On October 9th, with the electoral campaign already underway, Interviu magazine published a cover story on Mario Conde under the title "The National Audience Court uncovers Mario Conde's tax haven and seizes four properties in Mallorca", reporting on the seizure of five properties of the ex-banker to carry out a court judgment from the year 2000.
The next day, October 10th, Villarejo includes a new entry in his agenda on this topic. He assures that PIN [Eugenio Pino, deputy operational director of the Police] was "very happy with the M. Conde result and response".
In that election Mario Conde obtained only 15,990 votes, 1.1% of the votes cast in Galicia. For his part, Feijóo not only repeated his absolute majority but, with 45.79% of the votes, managed to add three more seats.
Two years later, in August 2014, in a conversation with the then undersecretary for security, Francisco Martínez, Villarejo bluntly took credit for the action against the ex-banker in that election. "I was tasked, I don't remember if it was you or Cospe [María Dolores de Cospedal, general secretary of the PP] or Eugenio himself [Pino, deputy operational director of the Police], to give Mario Conde a beating. Do you remember ? In the previous elections in Galicia," he explains while Martínez first answers yes, but then tries to distance himself. Villarejo affirms that he got the Interviu report produced "that fucked up everything" - "that he had a property and I don't know what...", he details - for which he is congratulated; and he quotes the task he was given at the time: "Oye, que me ha dicho el número 1 [Mariano Rajoy] que leña en el mono" ("Listen, what the number 1 [Mariano Rajoy] said to me was give him a thrashing.") "Maybe I went a little too far," he concludes.
The formal record of this commission came a year later and the wording is rather more subtle. It was in a memo of March 20th, 2015, in which the commissioner makes a detailed review of the actions taken in the investigation against the Madrid PP leader Ignacio González [IG] for his penthouse in Marbella. On Page 4, Villarejo explains that in 2012, he had to forget about the IG penthouse issue in order to devote himself to new "tasks" assigned to him, including the "management of irregular activities relating to Mario Conde during the autonomous elections in Galicia".

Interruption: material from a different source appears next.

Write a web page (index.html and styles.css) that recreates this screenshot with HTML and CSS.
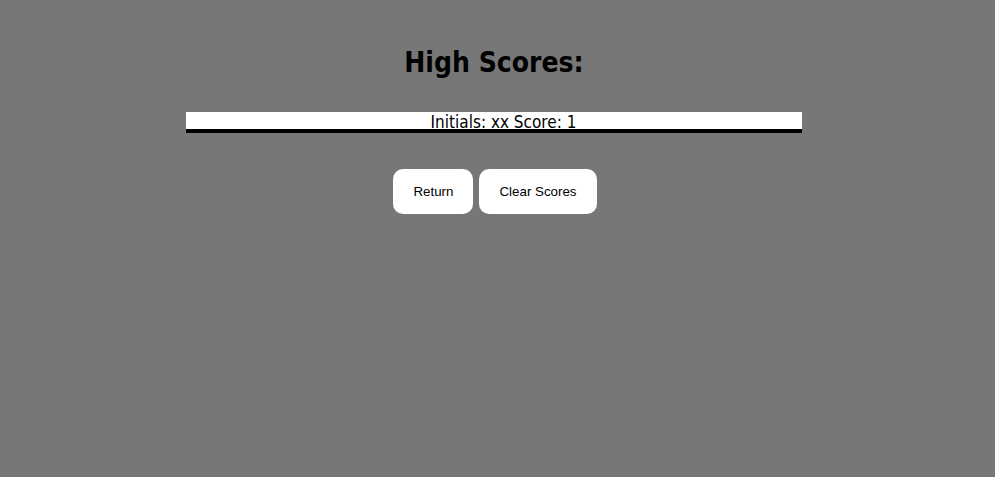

The same memos also notes, among the new tasks assigned to him in 2012, those referring to "independence movements of the Pujols and a certain sector of CiU, and contacts with the Banca d'Andorra to cover up criminal conduct".
📝 Spain's anti-laundering authority gave false information to Liechtenstein over the Pujols and Mas
Catalan parliamentary elections
Villarejo's intervention in the Catalan elections, with the publication in El Mundo of the faked draft report from the corruption unit UDEF on alleged accounts of Jordi Pujol and Artur Mas in Switzerland nine days before the elections of November 25th, 2012, is documented in his agenda and in different audios, as has already explained in detail in this series of articles from ElNacional. In addition, this action is also reviewed in one of the menos he sent to the ministry, dated December 29th, 2012. In this text, the commissioner explains that he received "orders to act" in what he describes as "Activities in Catalonia (AEC)" through holding "crisis meetings after learning about CiU's plans and especially the circle of maximum trust of the Pujol clan". Villarejo makes it clear that his notes include information already communicated to "superior" power and that it "considered it of interest regarding the assigned intelligence work".
The former commissioner refers to the publication of the faked UDEF draft and the impact of this action in the middle of the electoral campaign. In addition, he takes the opportunity to remove his own responsibility for the falsity of the document by arguing that speed was prioritized and that the data "was moved to the Superior power for decision-making even though it was still in process."
Villarejo warns in the report that it is necessary to maintain and strengthen attention to Catalonia, where he foresees "an even more virulent response from the pro-independence parties" in response to the setback because of the fake report publication. He states ironically that the sovereignists did not foresee the negative result in the elections and did not hide their "anger", attributing the bad electoral result to the "sewers of the State", being convinced that the responsible for the leak of "the early-draft of the UDEF report" was the prime minister Mariano Rajoy himself.
"Aggressiveness resulting from of frustration at not having prevented the press campaign that could have led to the never-expected results; CiU dropped from 62 to 50 seats," he explains. According to Villarejo, this was not what the sovereignists expected after the success of the massive Diada of 2012, which the commissioner attributes to "the good handling that [independentism] had made of friendly media". "From this point to feeling beaten by the same propaganda techniques advocated by their strategists, they never expected it," says Villarejo in reference to the impact of the UDEF draft.
The two notes, like the rest, were sent to the Minister of the Interior, and then bounced onwards to Mariano Rajoy, prime minister of Spain.